Prozess vorm Fifa-Gericht
Natürlich tauchte bei dieser Gelegenheit auch die Frage auf, wie Belounis zur WM 2022 stehe.
Der frühere marokkanische Nationalspieler Abdelslam Ouaddou, der ebenfalls in Katar festgehalten wurde, sprach von einer „Schande“ und einem Turnier der „Sklavenhändler“. Belounis ist differenzierter: „Ich vergebe ihnen niemals, sie haben mein Leben zerstört“, sagt er. „Eine WM ausrichten, solange kafala weiterbesteht, das geht nicht.“ Aber auch: „Meine Töchter sind dort geboren, wie sollte ich das vergessen?“
Für Zahir Belounis stehen nun zwei bedeutsame Termine an. Zunächst soll im Oktober das Urteil der Dispute Resolution Chamber der Fifa fallen, bei der er seinen Ex-Klub verklagte. Es geht um rund 75.000 Euro an ausstehenden Gehältern, mit denen Belounis „keinen Bentley kaufen, sondern meine Schulden begleichen“ will. Einen zweiten Prozess hat er an einem französischen Strafgerichtshof erwirkt. Dort ist aber die Vor-Ort-Untersuchung in Katar noch nicht abgeschlossen.

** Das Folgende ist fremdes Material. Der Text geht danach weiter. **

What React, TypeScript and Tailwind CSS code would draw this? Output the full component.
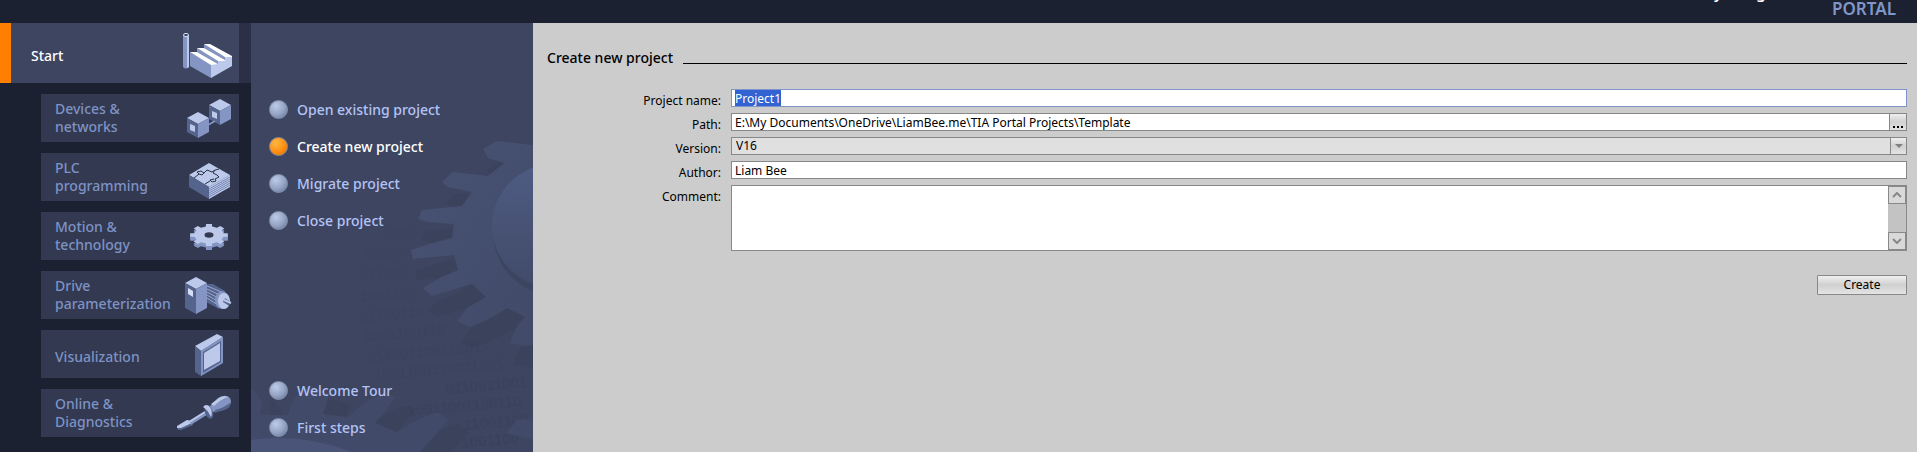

Unterdessen hofft Belounis, dass sich sein Buch weiterhin gut verkauft. 9.000 Exemplare waren es in Frankreich, bei 1.000 weiteren winkt eine englische Übersetzung. Auch ein deutscher Verleger steht auf seiner Wunschliste. Vorläufig wird er auch in Andalusien von den Gedanken an seine Leidenszeit eingeholt. Vielleicht aber überwiegt eines Tages die Freude, entkommen zu sein und jenseits von kafala eine neue Chance bekommen zu haben.